'US ready to use force against North Korea'
ICBM test has made world a more dangerous place, says US ambassador
UNITED NATIONS: The US pushed for tougher sanctions on North Korea at the UN Security Council on Wednesday, warning that the regime's launch of an intercontinental ballistic missile (ICBM) had drastically narrowed the path for diplomacy.
US Ambassador Nikki Haley said Tuesday's ICBM test had made "the world a more dangerous place", and reiterated that Washington was ready to use force if need be to deal with the threat of a nuclear-armed Pyongyang.
At the UN, Ms Haley called the launch "a clear and sharp military escalation", and US and South Korean forces fired off missiles on Wednesday into the Sea of Japan simulating a precision strike against North Korea's leadership.
Washington had "considerable military forces", Ms Haley said. "We will use them if we must."
But the US focus, she told the council, was to push through tighter sanctions, and it would submit a new draft resolution within days, AFP reported.
South Korea's President Moon Jae In and his Chinese counterpart Xi Jinping agreed at a summit meeting yesterday that North Korea's test-launch was "unforgivable," Yonhap news agency reported.
Mr Xi told Mr Moon that China is committed to denuclearisation of the Korean Peninsula and a settlement of the issue via dialogue and consultation, state news agency Xinhua said.
Separately, China's vice-finance minister Zhu Guangyao said Beijing would implement all sanctions imposed on North Korea as a result of its missile tests, but warned the US not to use them as an excuse to impose sanctions against China's financial institutions, Reuters reported.
Meanwhile, US President Donald Trump said yesterday he was considering a "pretty severe" response to North Korea.
"I call on all nations to confront this global threat and publicly demonstrate to North Korea that there are consequences for their very, very bad behaviour," Mr Trump said during a visit to Warsaw.

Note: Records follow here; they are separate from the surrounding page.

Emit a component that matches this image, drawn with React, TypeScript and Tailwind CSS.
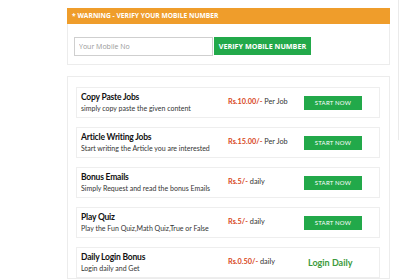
const jobs = [
  { title: "Copy Paste Jobs", desc: "simply copy paste the given content", price: "Rs.10.00/-", unit: "Per Job" },
  { title: "Article Writing Jobs", desc: "Start writing the Article you are interested", price: "Rs.15.00/-", unit: "Per Job" },
  { title: "Bonus Emails", desc: "Simply Request and read the bonus Emails", price: "Rs.5/-", unit: "daily" },
  { title: "Play Quiz", desc: "Play the Fun Quiz,Math Quiz,True or False", price: "Rs.5/-", unit: "daily" },
  { title: "Daily Login Bonus", desc: "Login daily and Get", price: "Rs.0.50/-", unit: "daily", login: true },
];

export default function App() {
  return (
    <div className="w-[400px] h-[280px] overflow-hidden bg-white flex font-['Lato',sans-serif]">
      <div className="w-[323px] ml-[67px] pt-[8px] flex flex-col">
        <div className="border border-[#ececec]">
          <div className="h-[16px] -m-px mb-0 bg-[#ef9d2b] px-[5px] flex items-center text-white text-[6.7px] font-bold font-['Open_Sans',sans-serif]">
            * WARNING - VERIFY YOUR MOBILE NUMBER
          </div>
          <div className="h-[40px] pt-[13px] pl-[6px] flex">
            <input
              type="text"
              placeholder="Your Mobile No"
              className="w-[139px] h-[19px] border border-[#cfcfcf] px-[4px] text-[7px] font-['Open_Sans',sans-serif] placeholder:text-[#999] outline-none"
            />
            <button className="w-[97px] h-[18px] ml-px bg-[#22a94a] text-white text-[7.2px] font-bold font-['Open_Sans',sans-serif]">
              VERIFY MOBILE NUMBER
            </button>
          </div>
        </div>

        <div className="mt-[11px] border border-[#ececec] pl-[8px] pr-[9px] pt-[10px] flex flex-col gap-[9px]">
          {jobs.map((j) => (
            <div key={j.title} className="h-[31px] border border-[#eeeeee] flex items-center">
              <div className="w-[151px] pl-[4px] flex flex-col">
                <span className="text-[8.5px] font-bold text-[#111] leading-[12px] tracking-[-0.2px]">{j.title}</span>
                <span className="text-[7px] text-[#333] leading-[11px]">{j.desc}</span>
              </div>
              <div className="w-[76px] text-[7.3px] text-[#333]">
                <span className="font-bold text-[#d8481c]">{j.price}</span> {j.unit}
              </div>
              {j.login ? (
                <span className="ml-[4px] text-[9px] font-bold text-[#3c9a3c]">Login Daily</span>
              ) : (
                <button className="w-[58px] h-[14px] bg-[#22a94a] text-white text-[6px] tracking-[0.2px]">
                  START NOW
                </button>
              )}
            </div>
          ))}
        </div>
      </div>
      <div className="ml-[8px] w-[2px] h-[140px] border-l border-[#eaeaea]" />
    </div>
  );
}
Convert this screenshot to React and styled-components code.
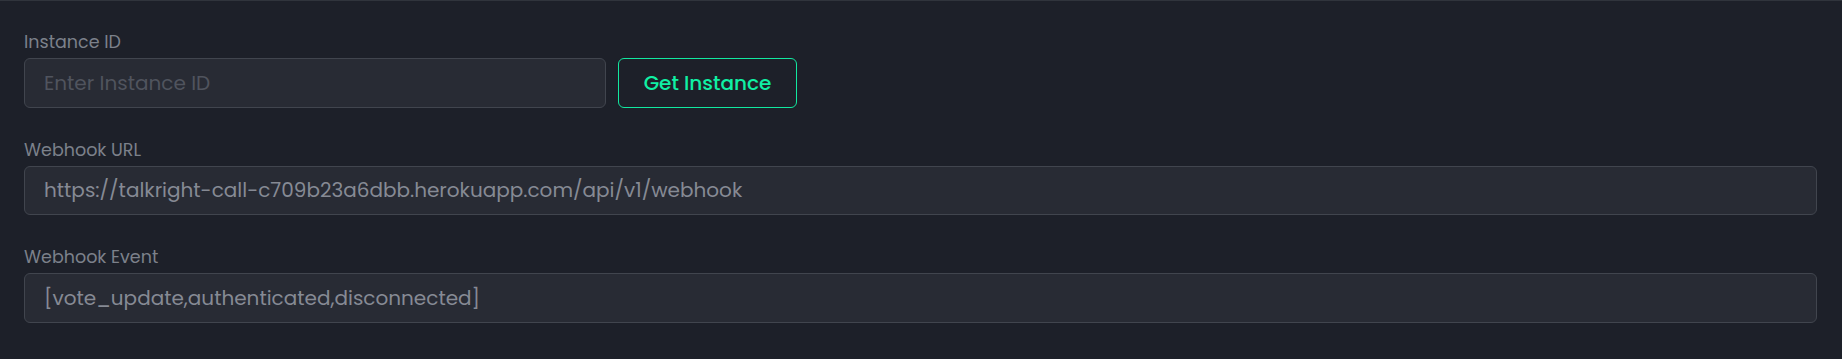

"I have pretty severe things that we're thinking about," he said, adding: "That doesn't mean that we'll do them."
In a meeting with German Chancellor Angela Merkel ahead of the G20 summit she is hosting, Mr Moon said the level of the North's nuclear and missile capabilities was already a problem, "but the bigger problem is that the speed of progress is far faster than expected".
Sanctions and pressure, he added, should be a means to push the North to the negotiating table, "and should not break the peace itself".
The European Union and Japan also called for further sanctions against North Korea.